Reviewed By Sherry Perkins
Member of the Paranormal Romance Guild Review Team
“Never tell anyone who you are.”—A Long Way Back
In many ways, “A Long Way Back,” is a continuation of “The Making of Jonty Bloom,” which is Book 1 in the Unfinished Business Novels. However, with only the occasional reference to and appearance of Jonty, “A Long Way Back” isa standalone story and a satisfying summation of Book 1, nonetheless.
This is a dual point-of-view story between the main protagonists, Tay and Ink. Tay has a problem. He’s become addicted to the pain medicines he’d been taking following a rather serious and debilitating injury.Compounding the problem is that he’s fiercely independent. Now,he’s depending on his parents, both of whom are trying to help Tay find a live-in companion, allowing him to live an independent life once more.
Ink is a man with a past, one that comes back to find him in a most unpleasant way but not before he has a chance meeting with Tay. The meeting ultimately leads to Ink misrepresenting himself to Tay as a certified companion so he can get off living on the streets.
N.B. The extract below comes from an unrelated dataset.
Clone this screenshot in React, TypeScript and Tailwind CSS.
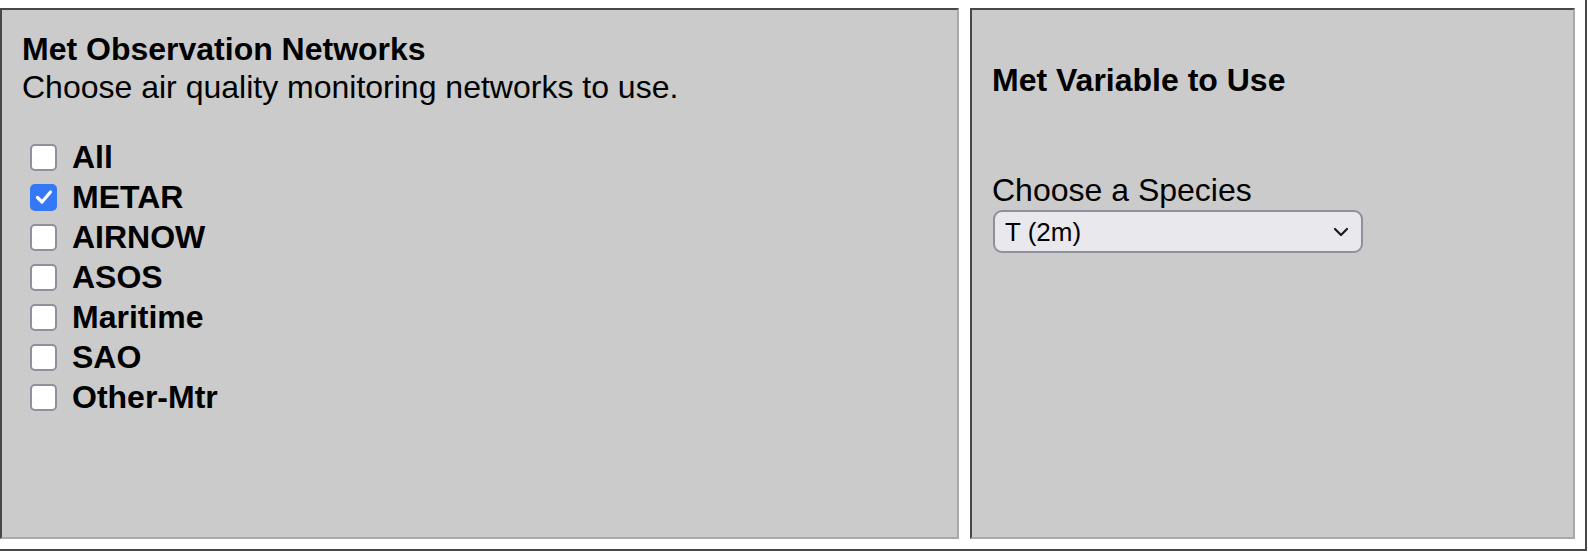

In very short order, a relationship grows between them, except first there is a fair amount of exposition. That was fine but I found the conversational banter between the two men during Tay’s interview with Ink for a companion infinitely more engaging. Although their connection is meant to feel more organic, for me it seemed a bit forced. I imagine Elborg’s intention was to demonstrate how quickly bonds can form in the setting of trauma and that’s certainly been a strong format in her other books. I think I tend to be a little more critical, I think, when there is a subplot involving medicine/nursing (or soldiers, policemen, firemen) since that’s me and my family..
Elsborg is a prolific, successful writer, and she has an Amazon author biography that truly made me laugh—be sure to read it.
Also, I don’t typically comment on cover design but the cover for “A Long Way Back” is effective and is true to the story content. A good cover design makes for a nice transition to the story. Read “A Long Way Back,” you might find a way to connect to Elsborg’s characters and who they are.